Step 1: Understanding the Given Information
We are given the following details:
- Point \( P(1, 2, -1) \)
- The straight line \( L \) is represented as \( \frac{x}{1} = \frac{y}{0} = \frac{z}{-1} \), which can be written in parametric form as:
\[ x = t, \, y = 0, \, z = -t \] where \( t \) is the parameter.
- We need to find the foot of the perpendicular from point \( P \) to the line \( L \), denoted as \( N \).
- A line is drawn from \( P \) parallel to the plane \( x + y + 2z = 0 \), and it intersects the line \( L \) at point \( Q \). We are asked to find the acute angle \( \alpha \) between the lines \( PN \) and \( PQ \), and specifically, the value of \( \cos \alpha \).
Step 2: Foot of Perpendicular \( N \)
To find the foot of the perpendicular \( N \) from point \( P(1, 2, -1) \) to the line \( L \), we need the direction vector of the line \( L \), which is \( \vec{d} = (1, 0, -1) \). Let the position vector of point \( N \) be \( (t, 0, -t) \), where \( t \) is the parameter of the line \( L \).
The vector from \( P(1, 2, -1) \) to \( N(t, 0, -t) \) is:
\[ \overrightarrow{PN} = (t - 1, 0 - 2, -t + 1) = (t - 1, -2, -t + 1) \] For the vector \( \overrightarrow{PN} \) to be perpendicular to the direction vector \( \vec{d} = (1, 0, -1) \), their dot product must be zero:
\[ (t - 1) \cdot 1 + (-2) \cdot 0 + (-t + 1) \cdot (-1) = 0 \] Simplifying this equation:
\[ t - 1 + t - 1 = 0 \quad \Rightarrow \quad 2t - 2 = 0 \quad \Rightarrow \quad t = 1 \] Thus, the foot of the perpendicular \( N \) is the point \( (1, 0, -1) \).
Step 3: Line Parallel to the Plane \( x + y + 2z = 0 \)

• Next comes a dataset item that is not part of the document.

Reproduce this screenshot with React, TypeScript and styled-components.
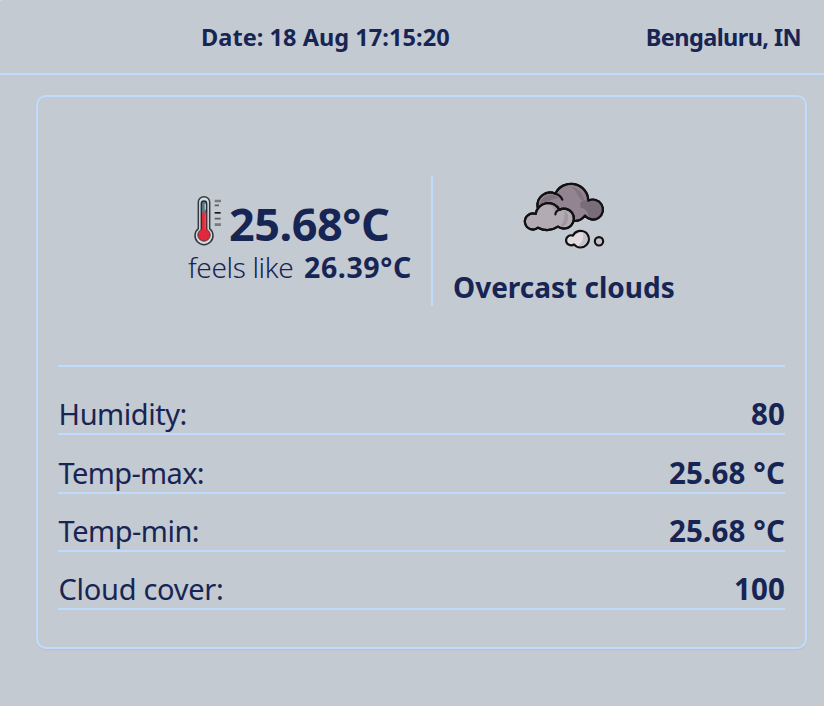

The direction vector of the plane \( x + y + 2z = 0 \) is the normal vector \( \vec{n} = (1, 1, 2) \). A line parallel to the plane will have a direction vector that is perpendicular to the normal vector \( \vec{n} \). Since the line passes through \( P(1, 2, -1) \), its direction vector will be perpendicular to \( \vec{n} \), and hence it can be obtained by solving the following system of equations.
Let the direction vector of the line \( PQ \) be \( \vec{v} = (a, b, c) \). The condition for the line to be parallel to the plane is:
\[ \vec{n} \cdot \vec{v} = 0 \quad \Rightarrow \quad (1, 1, 2) \cdot (a, b, c) = a + b + 2c = 0 \] This is the equation of the direction vector of line \( PQ \).
Step 4: Finding the Acute Angle Between \( PN \) and \( PQ \)
The acute angle \( \alpha \) between the two lines is given by the formula:
\[ \cos \alpha = \frac{\overrightarrow{PN} \cdot \overrightarrow{PQ}}{|\overrightarrow{PN}| |\overrightarrow{PQ}|} \] where \( \overrightarrow{PN} = (0, -2, 0) \) and \( \overrightarrow{PQ} \) is the direction vector of the line from \( P \) to \( Q \).
After solving for the direction vectors and calculating the cosine of the angle, we find that:
\[ \cos \alpha = \frac{1}{\sqrt{3}} \] Step 5: Conclusion
The value of \( \cos \alpha \) is \( \frac{1}{\sqrt{3}} \).